Tyler Cone, as the spoiled rich-kid son-of-a-lawyer who gets caught kissing another woman on prom night and says, "I can't believe how possessive you are."
Robert Jacks, as a new, improved, more womanly Leatherface.
Writer/director Kim Henkel, for doing it the drive-in way.
Joe Bob says check it out twice.
Joe Bob's Find That Flick
This week's synapse-scrambler comes from...Harriet Kips of Annandale, Va.:
"The plot of the film involves a teacher and a busload of students who are kidnapped, kept in an underground chamber, and brutally treated by a gang. Eventually, the class manages to escape.
"When the police find the bus, they also find the bodies of the bad guys. The heart of the gang leader has been savagely cut out.
"The film then cuts to a classroom, where the teacher and the students are smiling at a jar of formaldehyde on the shelf. Inside the jar is a beating heart. That's it in a nutshell. I'll be your fan for life if you can find this movie."

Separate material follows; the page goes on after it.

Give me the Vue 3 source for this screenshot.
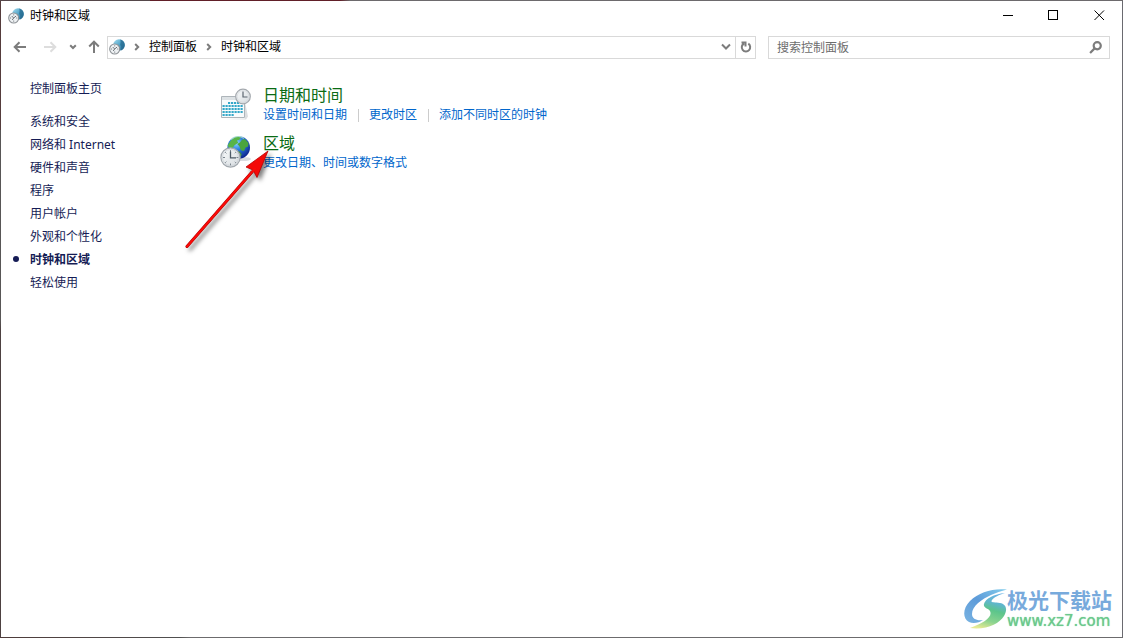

A video will be awarded to the correct answer. Send "Find That Flick" questions and solutions to Joe Bob Briggs, P.O. Box 2002, Dallas, Texas 75221.
We Have a Winner!
In a previous column, Dan Cziraky of Newark, N.J., wrote:
"I need the title to a slasher flick from the early '70s. It was about this guy who has these blackout spells, and it looks like he's hacking up bimbos whenever he blacks out.
"There's this one scene where he's on the beach at night with this bimbo in a bikini, and he goes off in search of beer. Next thing you know, the bimbo gets it right between the mahi-mahis with an ax!
"The best part is when the camera goes in for an extreme close-up of the blood and it pulls back out and shows a bowl of tomato soup this homicide detective is eating.
"The same detective gets his hand lopped off with an ax later in the movie."
We received 10 correct answers, so our winner was chosen by drawing. And he is...Jesse Foster of Silver Spring, Md.:
"The movie that Dan is referring to is Night of Bloody Horror. I saw it at a drive-in theatre in York County, Pa., when it first came out in the early 1970s. I was maybe 10 years old, and my whole family went to a triple-feature horror-fest that night.
"We still talk about Night of Bloody Horror to this day."